Finding a birth control pill that works for you is kind of like find the one (😍!!😍). It might take a few tries to get it right, but once you do, it’s 100 percent worth the trial and error.
If you’re not loving your current BC prescription, it’s def worth talking to your doctor. There are plenty of other pills that might work better for your lifestyle, or might not have the same side effects (if your current pill is making you feel blah).
A bit nervous about changing things up? Rest assured that with the help of your gyno, switching pills is pretty easy. Here’s what you should think about before talking to your doctor, plus all the important nuggets of info you should know as you start the process of changing your Rx.
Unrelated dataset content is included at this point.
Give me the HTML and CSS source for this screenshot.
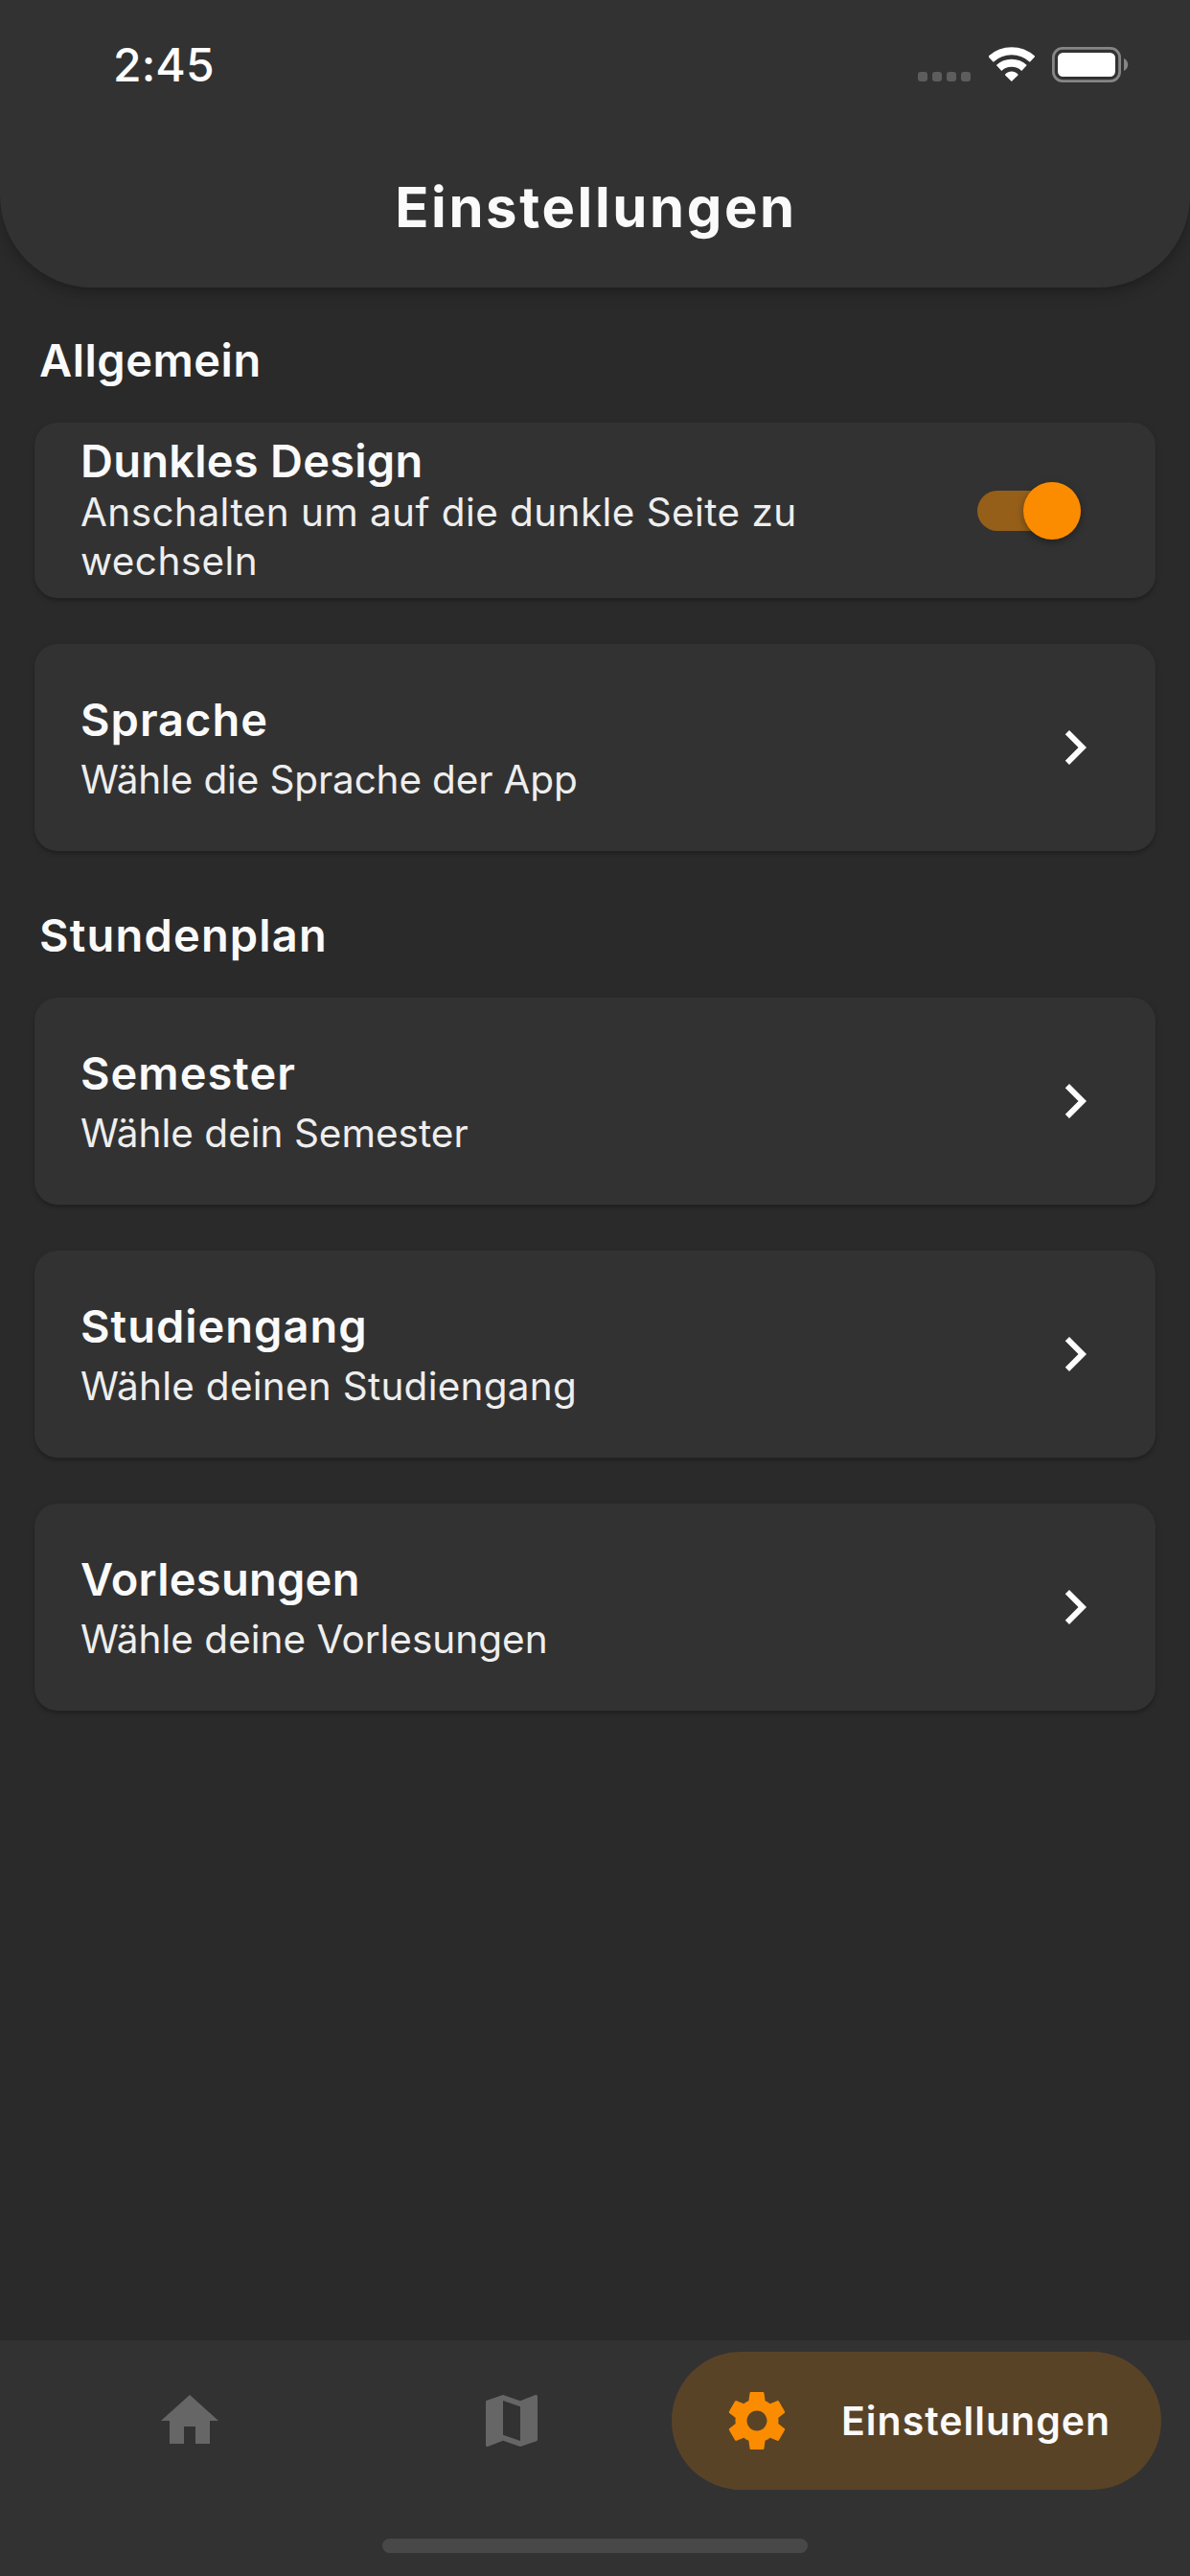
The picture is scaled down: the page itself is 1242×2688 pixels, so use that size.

Consider why you want to switch—and write it down
To have a productive conversation with your doctor about why you want to switch pills, it’s a good idea to come prepared with your thoughts organized on paper. (Or ya know, your iPhone.)
Thinking about the answers to the below questions can help get the ball rolling.
💊Are you experiencing side effects?
Everyone’s different, which means that every woman will react differently to a birth control pill. Common side effects include breakthrough bleeding, nausea, vomiting, cramps, and water retention, among others.
If these side effects persist for more than three months, then it’s a smart idea to consult with your doctor—and possibly switch, says Dr. Janelle Luk, of Generation Next Fertility. “It’s one thing to feel off at first, but it’s another for these side effects to linger on,” she says. Especially with symptoms related to blood clots, like pain, swelling, skin redness, or a warm spot on the arms or legs. “It’s been shown that the birth control pill can make your blood coagulate more easily, so it’s important to talk to someone and find a solution.”
💊Has your health status changed?
If you’ve been taking a combination pill and recently started smoking or developed a health issue that affects how your blood clots, you should consider switching to a lower-risk progestin-only pill. (Combination pills contain progestin and estrogen).
💊Are you looking for a pill with additional benefits?
Not all women who go on the birth control pill are taking it in hopes to prevent pregnancy. In fact, 14 percent of users take the pill for other reasons, according to one Guttmacher Institute report. “This can range from anything from controlling acne to harsh migraines to uncomfortable breast tenderness,” says Dr. Tara Shirazian, a gynecologist at NYU Langone Health. If there are other benefits to BC that you want to explore, this is definitely something to bring up with you gyno.
How—and when—to switch to a new birth control pill
To increase the odds of a smooth transition from one type of birth control to the next, aim to make the switch at the end of your cycle. This will be the day following the last day you take your inactive sugar pill.
“Not only will this help maintain regularity with potential bleeding, but also [provide] maximal contraception,” Dr. Shirazian says.
One thing to keep in mind: During this switch, it’s smart to use a backup method of birth control—like condoms, Dr. Shirazian advises. “It’s very likely that you are covered, but there’s no harm in an extra layer of protection.”